Defendant implies that the affidavit contained misrepresentations because negative or impeachment material about both Circkel and Woolsey was "hidden" in footnotes towards the end of the affidavit. Defendant cites no support for his argument that the location of impeachment material within an affidavit can constitute a misrepresentation.

Defendant also argues that there is some sort of "misrepresentation" because the information concerning the controlled buy was not contained in the probable cause affidavit. (Doc. 1). Defendant's argument is confusing, at best. There is no authority to support the position that a probable cause affidavit and an affidavit in support of a search warrant must contain the same allegations.

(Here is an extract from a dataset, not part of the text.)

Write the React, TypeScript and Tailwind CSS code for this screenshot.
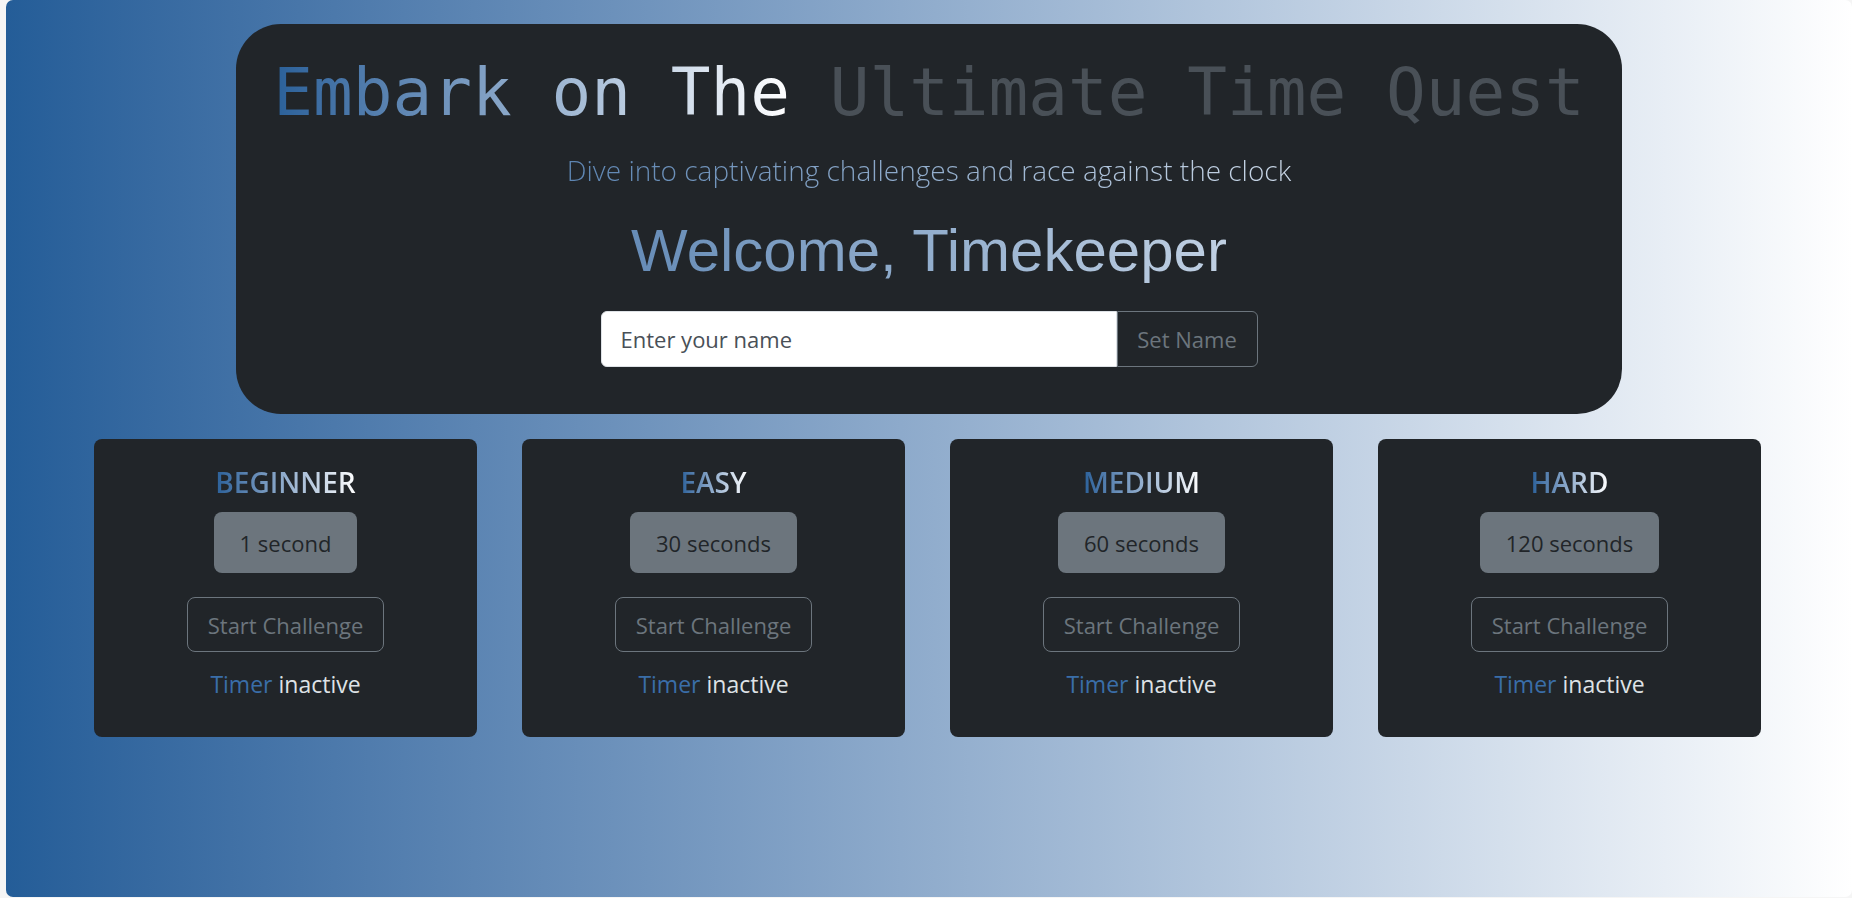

Additionally, defendant states that the affiant failed to list all items that were seized from Woolsey's residence during a search. The government responds that defendant has failed to provide the court with an offer of proof concerning the search and that the omission of those items was not material. The court agrees. There is no evidence that the failure to list all items seized in the search was intentional on the part of the affiant. Moreover, the affidavit disclosed Woolsey's criminal activity and the fact that he is a drug dealer and a user. Therefore, the omission of the seized items was not material because disclosure of additional drugs and a weapon would not have had an impact on his credibility. See United States v. Sharbutt, 2005 WL 19492, *4 (10th Cir. Jan. 5, 2005)("Knowing [the informant] was already a felon and frequent drug user, it is unlikely the magistrate judge would have found her possession of marijuana and other drug paraphernalia, or the violation of her probation for drug use, material to any reliability determination already made. Likewise, her possession of firearms is also unlikely to materially change such a determination.")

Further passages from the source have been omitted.